Zgromadzenia sióstr Św. Józefa w Bostonie, Notre Dame de Namur, Św. Franciszka z Filadelfii i benedyktynki z Mt. Angel, w których posiadaniu znajdują się udziały Goldman Sachs, zamierzają na dorocznym spotkaniu banku, zapytać, czy prezes Lloyd Blankfein i inni zarządzający bankiem rzeczywiście zasługują na premie w wysokości 69.5 mln USD.
Zakonnice chcą powołać specjalną komisję, która zbada zasadność przyznanych wynagrodzeń, a potem przedstawi odpowiedni raport. Premie jakie przyznali sobie bankowcy to "grzech" - uważa siostra Nora Nash. - Jest ogromna przepaść między etyką zwykłych ludzi a etyką w korporacjach - dodaje zakonnica.
Zasady wynagradzania stosowane przez bank były już w przeszłości kwestionowane przez zakony, jednak tym razem wezwanie do wyjaśnień nastąpiło po tym, jak Goldman Sachs ogłosił wysokość nagród przyznanych pięciu członkom zarządu.
Blankfein, który w wywiadzie w 2009 r., powiedział, że jego bank wykonuje „Boże dzieło", otrzymał premię w wysokości 5,4 mln dolarów.
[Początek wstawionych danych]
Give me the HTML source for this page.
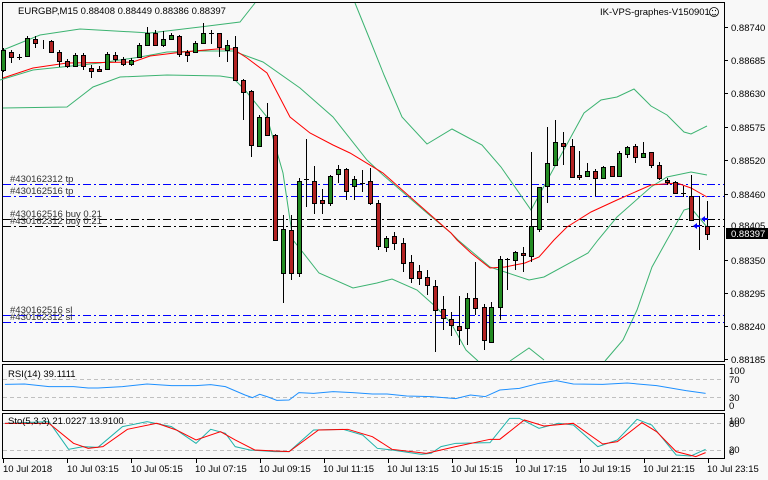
<!DOCTYPE html>
<html><head><meta charset="utf-8"><style>
html,body{margin:0;padding:0;background:#f8f8f8;}
svg{display:block;font-family:"Liberation Sans",sans-serif;font-size:9.5px;}
</style></head><body>
<svg width="768" height="480" viewBox="0 0 768 480" xmlns="http://www.w3.org/2000/svg">
<rect width="768" height="480" fill="#f8f8f8"/>
<!-- panel frames -->
<rect x="2.5" y="2.5" width="722" height="359" fill="#f8f8f8" stroke="#000"/>
<rect x="2.5" y="364.5" width="722" height="46" fill="#f8f8f8" stroke="#000"/>
<rect x="2.5" y="413.5" width="722" height="45" fill="#f8f8f8" stroke="#000"/>

<!-- horizontal order lines -->
<g stroke-dasharray="8,3,2,3" stroke-width="1">
<line x1="3" y1="184.5" x2="724" y2="184.5" stroke="#0000ff"/>
<line x1="3" y1="196.5" x2="724" y2="196.5" stroke="#0000ff"/>
<line x1="3" y1="219.5" x2="724" y2="219.5" stroke="#000"/>
<line x1="3" y1="226.5" x2="724" y2="226.5" stroke="#000"/>
<line x1="3" y1="315.5" x2="724" y2="315.5" stroke="#0000ff"/>
<line x1="3" y1="322.5" x2="724" y2="322.5" stroke="#0000ff"/>
</g>
<g fill="#333">
<text x="10" y="182">#430162312 tp</text>
<text x="10" y="194">#430162516 tp</text>
<text x="10" y="217">#430162516 buy 0.21</text>
<text x="10" y="224">#430162312 buy 0.21</text>
<text x="10" y="313">#430162516 sl</text>
<text x="10" y="320">#430162312 sl</text>
</g>

<!-- bands -->
<g fill="none" stroke="#3cb371" stroke-width="1">
<polyline points="3,50 40,35 80,29 150,33 200,27 240,22 255,3"/>
<polyline points="355,3 370,40 382,70 384,75 402,117 427,144 452,129 482,145 501,167 531,210 584,113 601,100 617,97 634,89 651,106 667,115 684,132 691,134 707,126"/>
<polyline points="0,80 33,70 100,63 140,57 167,52 200,51 233,51 263,62 300,88 333,117 367,160 383,175 427,213 451,233 458,240 490,267 529,280 544,277 588,253 598,240 617,217 651,187 667,177 691,172 707,175"/>
<polyline points="3,108 67,107 80,97 93,87 120,77 167,75 220,76 233,78 245,90 267,117 283,173 293,240 301,250 319,273 353,288 377,283 392,279 417,290 436,307 451,323 466,350 478,361"/>
<polyline points="510,361 529,348 544,360"/>
<polyline points="605,361 623,340 637,310 652,267 667,240 684,210 691,208 707,227"/>
</g>
<polyline fill="none" stroke="#ff0000" stroke-width="1" points="3,78 33,68 67,63 133,62 150,56 183,52 217,49 233,49 247,58 267,73 290,117 310,133 333,145 350,153 383,173 417,203 451,233 457,240 471,253 490,268 505,267 525,263 539,257 554,240 567,227 591,212 617,200 651,185 677,183 691,188 707,197"/>

<!-- candles -->
<g id="c" stroke="#000" stroke-width="1">
<g stroke-width="1">
<path d="M3.5 48V72M11.5 50V63M19.5 54V60M27.5 36V57M35.5 36V48M43.5 40V49M51.5 40V52M59.5 50V67M67.5 59V68M75.5 53V67M83.5 53V70M91.5 65V78M99.5 66V72M107.5 52V70M115.5 52V62M123.5 57V66M131.5 58V66M139.5 43V58M147.5 27V46M155.5 30V46M163.5 31V47M171.5 33V40M179.5 35V57M187.5 50V62M195.5 41V53M203.5 23V44M211.5 30V44M219.5 33V57M227.5 40V62M235.5 36V81M243.5 79V120M251.5 90V157M259.5 115V147M267.5 103V136M275.5 134V241M283.5 215V303M291.5 215V280M299.5 178V277M306.5 139V207M314.5 166V214M322.5 189V214M330.5 175V206M338.5 165V183M346.5 168V200M354.5 176V200M362.5 170V192M370.5 168V205M378.5 200V250M386.5 236V252M394.5 232V250M403.5 238V272M411.5 255V283M419.5 265V285M427.5 270V295M435.5 280V352M443.5 296V330M451.5 312V336M459.5 296V345M467.5 293V345M475.5 262V315M484.5 304V350M491.5 302V342M500.5 256V320M507.5 258V290M515.5 251V270M523.5 247V272M531.5 152V262M539.5 187V232M547.5 127V203M555.5 120V165M563.5 132V165M572.5 139V177M579.5 151V180M587.5 163V177M595.5 169V196M603.5 166V179M612.5 166V177M619.5 151V177M627.5 146V158M635.5 144V163M643.5 142V158M651.5 152V168M659.5 162V180M667.5 178V185M675.5 181V193M683.5 186V197M691.5 175V221M699.5 196V250M707.5 201V240"/>
</g>
<g fill="#228b22">
<rect x="1.5" y="50.5" width="4" height="20"/><rect x="25.5" y="38.5" width="4" height="18"/><rect x="73.5" y="55.5" width="4" height="11"/><rect x="105.5" y="54.5" width="4" height="15"/><rect x="129.5" y="60.5" width="4" height="4"/><rect x="137.5" y="45.5" width="4" height="12"/><rect x="145.5" y="33.5" width="4" height="12"/><rect x="161.5" y="39.5" width="4" height="6"/><rect x="169.5" y="35.5" width="4" height="4"/><rect x="193.5" y="43.5" width="4" height="9"/><rect x="201.5" y="33.5" width="4" height="10"/><rect x="225.5" y="45.5" width="4" height="5"/><rect x="257.5" y="117.5" width="4" height="29"/><rect x="281.5" y="229.5" width="4" height="44"/><rect x="297.5" y="181.5" width="4" height="92"/><rect x="328.5" y="176.5" width="4" height="27"/><rect x="336.5" y="169.5" width="4" height="5"/><rect x="352.5" y="179.5" width="4" height="7"/><rect x="384.5" y="238.5" width="4" height="9"/><rect x="465.5" y="298.5" width="4" height="30"/><rect x="489.5" y="307.5" width="4" height="35"/><rect x="498.5" y="259.5" width="4" height="48"/><rect x="513.5" y="252.5" width="4" height="8"/><rect x="529.5" y="226.5" width="4" height="30"/><rect x="537.5" y="187.5" width="4" height="42"/><rect x="545.5" y="163.5" width="4" height="23"/><rect x="553.5" y="142.5" width="4" height="23"/><rect x="585.5" y="171.5" width="4" height="5"/><rect x="601.5" y="167.5" width="4" height="11"/><rect x="617.5" y="153.5" width="4" height="23"/><rect x="625.5" y="147.5" width="4" height="7"/><rect x="641.5" y="153.5" width="4" height="4"/>
</g>
<g fill="#b22222">
<rect x="9.5" y="52.5" width="4" height="5"/><rect x="33.5" y="39.5" width="4" height="4"/><rect x="49.5" y="41.5" width="4" height="11"/><rect x="57.5" y="52.5" width="4" height="9"/><rect x="65.5" y="61.5" width="4" height="5"/><rect x="81.5" y="55.5" width="4" height="11"/><rect x="89.5" y="68.5" width="4" height="3"/><rect x="97.5" y="69.5" width="4" height="2"/><rect x="113.5" y="55.5" width="4" height="4"/><rect x="121.5" y="59.5" width="4" height="5"/><rect x="153.5" y="33.5" width="4" height="12"/><rect x="177.5" y="36.5" width="4" height="18"/><rect x="185.5" y="52.5" width="4" height="3"/><rect x="217.5" y="33.5" width="4" height="14"/><rect x="233.5" y="47.5" width="4" height="33"/><rect x="241.5" y="80.5" width="4" height="12"/><rect x="249.5" y="91.5" width="4" height="54"/><rect x="265.5" y="117.5" width="4" height="18"/><rect x="273.5" y="135.5" width="4" height="105"/><rect x="289.5" y="230.5" width="4" height="43"/><rect x="312.5" y="181.5" width="4" height="22"/><rect x="320.5" y="200.5" width="4" height="3"/><rect x="344.5" y="169.5" width="4" height="22"/><rect x="368.5" y="181.5" width="4" height="22"/><rect x="376.5" y="203.5" width="4" height="43"/><rect x="392.5" y="236.5" width="4" height="7"/><rect x="401.5" y="243.5" width="4" height="20"/><rect x="409.5" y="262.5" width="4" height="16"/><rect x="417.5" y="271.5" width="4" height="7"/><rect x="425.5" y="277.5" width="4" height="8"/><rect x="433.5" y="286.5" width="4" height="24"/><rect x="441.5" y="309.5" width="4" height="9"/><rect x="449.5" y="319.5" width="4" height="6"/><rect x="457.5" y="326.5" width="4" height="4"/><rect x="473.5" y="298.5" width="4" height="10"/><rect x="482.5" y="307.5" width="4" height="33"/><rect x="521.5" y="253.5" width="4" height="2"/><rect x="561.5" y="143.5" width="4" height="3"/><rect x="570.5" y="146.5" width="4" height="31"/><rect x="577.5" y="175.5" width="4" height="2"/><rect x="593.5" y="171.5" width="4" height="7"/><rect x="610.5" y="166.5" width="4" height="10"/><rect x="633.5" y="146.5" width="4" height="11"/><rect x="649.5" y="152.5" width="4" height="13"/><rect x="657.5" y="165.5" width="4" height="13"/><rect x="665.5" y="180.5" width="4" height="2"/><rect x="673.5" y="182.5" width="4" height="11"/><rect x="689.5" y="196.5" width="4" height="24"/><rect x="705.5" y="226.5" width="4" height="8"/>
</g>
<path d="M17 57.5H22M209 33.5H214M304 179.5H309M360 183.5H365M505 259.5H510M681 193.5H686M697 225.5H702" />
</g>
<!-- arrows -->
<g fill="#0000ff">
<path d="M693 226l4-3v2h3v2h-3v2z"/>
<path d="M701 219l4-3v2h3v2h-3v2z"/>
</g>

<!-- RSI -->
<line x1="3" y1="379.5" x2="724" y2="379.5" stroke="#c0c0c0" stroke-dasharray="4,3"/>
<line x1="3" y1="397.5" x2="724" y2="397.5" stroke="#c0c0c0" stroke-dasharray="4,3"/>
<g transform="translate(0,240) scale(0.49,0.3333)">
<polyline fill="none" stroke="#1e90ff" stroke-width="1" vector-effect="non-scaling-stroke" points="10,433 50,432 100,440 150,440 180,444 200,444 250,440 300,432 350,437 400,437 430,434 460,440 500,465 515,473 530,463 545,470 565,481 590,480 610,458 640,460 680,455 720,458 760,462 790,462 830,468 880,470 930,476 960,465 990,470 1020,450 1060,445 1100,430 1135,422 1170,432 1230,433 1280,429 1340,437 1400,452 1440,460"/>
</g>
<text x="8" y="377" fill="#000">RSI(14) 39.1111</text>

<!-- Sto -->
<line x1="3" y1="423.5" x2="724" y2="423.5" stroke="#c0c0c0" stroke-dasharray="4,3"/>
<line x1="3" y1="450.5" x2="724" y2="450.5" stroke="#c0c0c0" stroke-dasharray="4,3"/>
<g transform="translate(0,240) scale(0.49,0.3333)" fill="none" stroke-width="1">
<polyline stroke="#20b2aa" vector-effect="non-scaling-stroke" points="10,550 100,545 140,628 170,620 200,622 250,560 300,545 350,560 400,610 430,568 460,580 480,620 510,630 560,635 590,635 640,570 700,568 740,585 770,625 800,630 860,643 880,640 900,620 930,610 1000,608 1040,535 1060,535 1100,565 1140,550 1170,555 1220,620 1260,600 1300,538 1330,555 1380,645 1410,648 1440,628"/>
<polyline stroke="#ff0000" vector-effect="non-scaling-stroke" points="10,550 100,550 150,610 180,625 210,620 260,568 320,550 360,570 400,600 450,575 480,600 520,630 590,635 650,570 710,568 760,590 800,628 870,640 930,620 1000,598 1020,598 1070,540 1110,558 1170,550 1230,612 1260,605 1310,548 1340,575 1380,635 1420,650 1440,638"/>
</g>
<text x="8" y="424" fill="#000">Sto(5,3,3) 21.0227 13.9100</text>

<!-- header -->
<text x="18" y="14" fill="#000">EURGBP,M15  0.88408 0.88449 0.88386 0.88397</text>
<text x="600" y="15" fill="#000">IK-VPS-graphes-V150901</text>
<g fill="none" stroke="#000" stroke-width="0.8"><circle cx="714" cy="12" r="4.5"/><path d="M712 14q2 2 4 0"/></g>
<circle cx="712.5" cy="10.5" r="0.6"/><circle cx="715.5" cy="10.5" r="0.6"/>

<!-- price axis -->
<g stroke="#000"><path d="M725 27.5h3M725 60.5h3M725 93.5h3M725 127.5h3M725 160.5h3M725 194.5h3M725 260.5h3M725 293.5h3M725 326.5h3M725 359.5h3"/></g>
<g fill="#000">
<text x="731" y="31">0.88740</text><text x="731" y="64">0.88685</text><text x="731" y="97">0.88630</text><text x="731" y="131">0.88575</text><text x="731" y="164">0.88520</text><text x="731" y="198">0.88460</text><text x="731" y="229">0.88405</text><text x="731" y="264">0.88350</text><text x="731" y="297">0.88295</text><text x="731" y="330">0.88240</text><text x="731" y="363">0.88185</text>
<text x="729" y="374">100</text><text x="729" y="383">70</text><text x="729" y="401">30</text><text x="729" y="409">0</text>
<text x="729" y="424">100</text><text x="729" y="427">80</text><text x="729" y="453">20</text><text x="729" y="455">0</text>
</g>
<rect x="726" y="228" width="42" height="11" fill="#000"/>
<text x="731" y="237" fill="#fff">0.88397</text>

<!-- time axis -->
<g stroke="#000"><path d="M3.5 459v4M67.5 459v4M131.5 459v4M196.5 459v4M260.5 459v4M324.5 459v4M388.5 459v4M452.5 459v4M516.5 459v4M580.5 459v4M644.5 459v4M708.5 459v4"/></g>
<g fill="#000">
<text x="3" y="472">10 Jul 2018</text><text x="67" y="472">10 Jul 03:15</text><text x="131" y="472">10 Jul 05:15</text><text x="195" y="472">10 Jul 07:15</text><text x="259" y="472">10 Jul 09:15</text><text x="323" y="472">10 Jul 11:15</text><text x="387" y="472">10 Jul 13:15</text><text x="451" y="472">10 Jul 15:15</text><text x="515" y="472">10 Jul 17:15</text><text x="579" y="472">10 Jul 19:15</text><text x="643" y="472">10 Jul 21:15</text><text x="707" y="472">10 Jul 23:15</text>
</g>
</svg>
</body></html>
W sumie za 2010 r. otrzymał nagrody warte 14,1 mln dolarów.
Benedyktynki wraz z fundacją charytatywną Nathan Cummings Foundation skierowały prośbę do komisji bankowej, by zbadała proporcje między wysokością odpraw i wynagrodzeń najniżej zarabiających pracowników w stosunku do wynagrodzeń najważniejszych dyrektorów.